FIG. 8 is a partially sectional view taken along the radial direction of the photosensitive material layer 202 which has been exposed to have a latent image formed thereon. As mentioned above, in the present embodiment, exposure is conducted with the axis of the exposing laser beam 121a deflected to inward side. Therefore, as shown in FIG. 8, the section of the latent image 203 taken along the radial direction differs from inward side to outward side and thus is steeper on the inward side. In some detail, supposing that the angle of inclination (<900) of the inward wall 203a and the outward wall 203b of the latent image 203 with respect to the surface 201a of the glass substrate 201 are θa′ and θb′, respectively, the relationship θa′>θb′ is established in the present embodiment. The inclination angles θa′ and θb′ of the inward wall 203a and the outward wall 203b of the latent image 203, respectively, are finally coincident substantially with the inclination angles θa and θb of the inward wall 33 and the outward 34 of the groove 11a.

The specific value of the angle θc of the exposing laser beam 121a is preferably predetermined to from more than 0° to not greater than 0.00045°, more preferably from more than 0.0001° to not greater than 0.0003°, particularly about 0.0002°. When the angle θc of the exposing laser beam 121a is predetermined to from more than 0° to not greater than 0.00045°, the profile of the groove on the finally prepared light-transmitting substrate 11 can meet the relationship θa>θb. At the same time, since the deformation of beam spot by the deflection of the exposing laser beam 121a falls within the toleration, a proper exposed state can be assured and the state optimized by the depth and half-width of the groove 11a cannot be impaired. In other words, when the angle θc of the exposing laser beam 121a is raised, the inclination angle θa of the groove 11a can be raised and the inclination angle θb of the groove 11a can be reduced, but the deformation of beam spot by the deflection of the exposing laser beam 121a is increased, occasionally impairing the state optimized by the depth and half-width of the groove 11a and hence making it likely that the recording properties can be deteriorated. However, when the angle θc of the exposing laser beam 121a is predetermined to not greater than 0.00045°, such a problem occurs little. Further, when the angle θc of the exposing laser beam 121a is predetermined to from more than 0.0001° to not greater than 0.0003°, the advantage of the invention and the optimized state can be fairly balanced. When the angle θc of the exposing laser beam 121a is predetermined to about 0.0002°, they can be optimally balanced.
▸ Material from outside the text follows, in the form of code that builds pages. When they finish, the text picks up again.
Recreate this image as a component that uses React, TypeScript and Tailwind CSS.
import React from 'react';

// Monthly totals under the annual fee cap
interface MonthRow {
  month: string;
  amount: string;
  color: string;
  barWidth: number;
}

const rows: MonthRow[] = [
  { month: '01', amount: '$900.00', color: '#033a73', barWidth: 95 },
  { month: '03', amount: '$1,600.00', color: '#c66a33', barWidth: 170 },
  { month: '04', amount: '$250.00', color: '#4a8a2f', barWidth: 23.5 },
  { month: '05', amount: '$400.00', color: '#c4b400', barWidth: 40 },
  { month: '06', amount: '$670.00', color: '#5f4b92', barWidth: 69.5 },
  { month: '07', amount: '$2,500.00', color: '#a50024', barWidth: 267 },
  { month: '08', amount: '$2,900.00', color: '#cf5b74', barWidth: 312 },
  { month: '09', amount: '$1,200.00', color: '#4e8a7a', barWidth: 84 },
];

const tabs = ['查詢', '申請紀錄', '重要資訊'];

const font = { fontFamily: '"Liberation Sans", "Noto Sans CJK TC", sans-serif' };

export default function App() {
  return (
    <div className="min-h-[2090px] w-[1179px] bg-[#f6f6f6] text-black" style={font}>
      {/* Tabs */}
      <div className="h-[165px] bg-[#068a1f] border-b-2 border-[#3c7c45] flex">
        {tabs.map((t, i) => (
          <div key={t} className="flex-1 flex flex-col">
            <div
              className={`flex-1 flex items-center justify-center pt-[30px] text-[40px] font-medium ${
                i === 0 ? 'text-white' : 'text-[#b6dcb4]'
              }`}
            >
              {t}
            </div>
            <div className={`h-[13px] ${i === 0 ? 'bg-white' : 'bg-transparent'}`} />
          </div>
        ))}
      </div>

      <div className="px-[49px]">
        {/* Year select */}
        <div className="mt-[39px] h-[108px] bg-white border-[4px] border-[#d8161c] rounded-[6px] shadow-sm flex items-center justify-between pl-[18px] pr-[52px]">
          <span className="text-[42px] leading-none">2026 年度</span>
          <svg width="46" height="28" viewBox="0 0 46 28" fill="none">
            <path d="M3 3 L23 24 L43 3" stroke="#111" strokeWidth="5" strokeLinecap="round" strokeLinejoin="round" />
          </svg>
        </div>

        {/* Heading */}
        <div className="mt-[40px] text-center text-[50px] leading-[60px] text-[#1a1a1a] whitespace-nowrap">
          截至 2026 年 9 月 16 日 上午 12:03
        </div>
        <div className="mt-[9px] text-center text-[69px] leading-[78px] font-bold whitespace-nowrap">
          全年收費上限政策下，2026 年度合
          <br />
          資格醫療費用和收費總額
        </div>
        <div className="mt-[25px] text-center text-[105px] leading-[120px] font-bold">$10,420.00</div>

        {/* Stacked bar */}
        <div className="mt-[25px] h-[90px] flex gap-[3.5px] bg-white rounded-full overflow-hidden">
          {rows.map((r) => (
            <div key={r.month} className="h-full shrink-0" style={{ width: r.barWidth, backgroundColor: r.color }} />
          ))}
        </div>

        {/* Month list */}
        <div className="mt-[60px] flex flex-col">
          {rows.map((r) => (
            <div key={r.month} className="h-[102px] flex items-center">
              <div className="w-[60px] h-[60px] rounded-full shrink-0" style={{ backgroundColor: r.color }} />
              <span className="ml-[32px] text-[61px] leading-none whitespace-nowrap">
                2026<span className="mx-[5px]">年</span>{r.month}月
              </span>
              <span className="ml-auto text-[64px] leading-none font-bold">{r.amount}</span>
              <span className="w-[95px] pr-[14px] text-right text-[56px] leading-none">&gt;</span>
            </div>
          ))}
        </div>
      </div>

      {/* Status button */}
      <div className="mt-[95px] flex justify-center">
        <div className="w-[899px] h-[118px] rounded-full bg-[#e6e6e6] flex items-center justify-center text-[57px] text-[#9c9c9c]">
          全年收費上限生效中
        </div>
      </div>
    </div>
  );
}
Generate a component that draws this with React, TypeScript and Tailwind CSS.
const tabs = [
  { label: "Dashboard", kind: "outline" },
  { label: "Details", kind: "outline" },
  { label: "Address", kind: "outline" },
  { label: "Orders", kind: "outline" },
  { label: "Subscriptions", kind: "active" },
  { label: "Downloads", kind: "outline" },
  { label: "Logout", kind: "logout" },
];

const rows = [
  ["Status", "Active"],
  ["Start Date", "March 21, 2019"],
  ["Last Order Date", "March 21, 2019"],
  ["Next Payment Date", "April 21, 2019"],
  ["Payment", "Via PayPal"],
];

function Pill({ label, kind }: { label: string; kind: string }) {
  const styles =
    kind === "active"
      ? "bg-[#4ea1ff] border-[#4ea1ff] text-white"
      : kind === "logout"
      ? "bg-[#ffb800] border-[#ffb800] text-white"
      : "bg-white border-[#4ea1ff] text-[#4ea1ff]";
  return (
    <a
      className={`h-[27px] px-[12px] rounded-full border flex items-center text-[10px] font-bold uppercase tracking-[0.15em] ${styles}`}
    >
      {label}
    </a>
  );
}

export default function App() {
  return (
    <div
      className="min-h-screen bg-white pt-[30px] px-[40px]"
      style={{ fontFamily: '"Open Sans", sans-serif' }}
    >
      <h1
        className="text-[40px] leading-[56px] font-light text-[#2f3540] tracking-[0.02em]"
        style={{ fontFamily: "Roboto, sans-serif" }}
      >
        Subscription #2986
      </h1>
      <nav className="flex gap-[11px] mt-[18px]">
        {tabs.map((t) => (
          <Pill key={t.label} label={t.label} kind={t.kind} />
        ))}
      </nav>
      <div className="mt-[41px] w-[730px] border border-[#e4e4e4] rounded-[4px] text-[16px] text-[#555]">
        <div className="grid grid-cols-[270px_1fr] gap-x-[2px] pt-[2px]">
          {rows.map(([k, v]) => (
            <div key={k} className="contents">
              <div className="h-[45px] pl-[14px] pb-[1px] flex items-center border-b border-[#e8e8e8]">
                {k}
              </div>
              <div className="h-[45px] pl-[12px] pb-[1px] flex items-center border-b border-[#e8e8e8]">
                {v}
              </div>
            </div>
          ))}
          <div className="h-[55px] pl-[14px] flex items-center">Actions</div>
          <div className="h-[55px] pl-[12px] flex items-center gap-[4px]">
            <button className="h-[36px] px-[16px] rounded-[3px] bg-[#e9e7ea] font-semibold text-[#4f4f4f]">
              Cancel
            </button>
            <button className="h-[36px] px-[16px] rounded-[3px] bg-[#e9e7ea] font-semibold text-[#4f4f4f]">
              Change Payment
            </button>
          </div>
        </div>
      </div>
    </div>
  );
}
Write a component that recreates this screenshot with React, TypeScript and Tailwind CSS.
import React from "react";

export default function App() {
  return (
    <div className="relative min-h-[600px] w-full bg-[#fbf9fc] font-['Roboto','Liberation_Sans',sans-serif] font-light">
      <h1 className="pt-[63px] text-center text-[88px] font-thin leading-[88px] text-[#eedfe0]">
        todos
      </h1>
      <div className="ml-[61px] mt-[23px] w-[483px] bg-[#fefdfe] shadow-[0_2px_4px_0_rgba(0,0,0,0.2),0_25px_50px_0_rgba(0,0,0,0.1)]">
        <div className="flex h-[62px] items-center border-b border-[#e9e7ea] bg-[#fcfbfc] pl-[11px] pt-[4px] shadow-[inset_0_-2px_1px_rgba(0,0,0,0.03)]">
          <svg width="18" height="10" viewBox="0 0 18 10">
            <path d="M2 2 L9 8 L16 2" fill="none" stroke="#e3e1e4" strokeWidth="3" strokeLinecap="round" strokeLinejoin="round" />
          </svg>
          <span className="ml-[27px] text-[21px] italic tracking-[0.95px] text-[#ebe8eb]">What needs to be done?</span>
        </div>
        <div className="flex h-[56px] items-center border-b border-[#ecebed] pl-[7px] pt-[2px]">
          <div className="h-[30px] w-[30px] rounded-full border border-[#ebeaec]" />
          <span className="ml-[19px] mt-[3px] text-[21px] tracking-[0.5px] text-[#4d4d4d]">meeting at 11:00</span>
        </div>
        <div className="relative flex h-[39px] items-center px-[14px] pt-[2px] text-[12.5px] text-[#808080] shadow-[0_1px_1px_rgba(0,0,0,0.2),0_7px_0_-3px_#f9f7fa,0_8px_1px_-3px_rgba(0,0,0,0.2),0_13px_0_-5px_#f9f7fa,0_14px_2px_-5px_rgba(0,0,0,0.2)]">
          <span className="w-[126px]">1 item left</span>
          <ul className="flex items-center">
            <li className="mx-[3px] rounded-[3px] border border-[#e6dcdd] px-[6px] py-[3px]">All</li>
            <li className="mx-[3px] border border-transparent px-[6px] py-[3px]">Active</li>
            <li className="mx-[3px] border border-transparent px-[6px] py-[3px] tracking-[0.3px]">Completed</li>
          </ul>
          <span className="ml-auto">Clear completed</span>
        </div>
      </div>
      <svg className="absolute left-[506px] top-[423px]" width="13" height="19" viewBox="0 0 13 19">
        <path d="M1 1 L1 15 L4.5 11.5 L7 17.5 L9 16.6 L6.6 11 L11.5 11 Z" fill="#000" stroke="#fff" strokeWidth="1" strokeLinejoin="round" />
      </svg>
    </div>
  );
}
It is most desirable that the angle θc of the exposing laser beam 121a always falls within the above defined range during cutting. When it is necessary that the angle θc of the exposing laser beam 121a be varied during cutting, it suffices if the average angle θc (ave) of the exposing laser beam 121a during cutting falls within the above defined range. The variation of the angle θc of the exposing laser beam 121a during cutting is necessary in the case where the groove 11a on the light-transmitting substrate 11 to be prepared is allowed to wobble.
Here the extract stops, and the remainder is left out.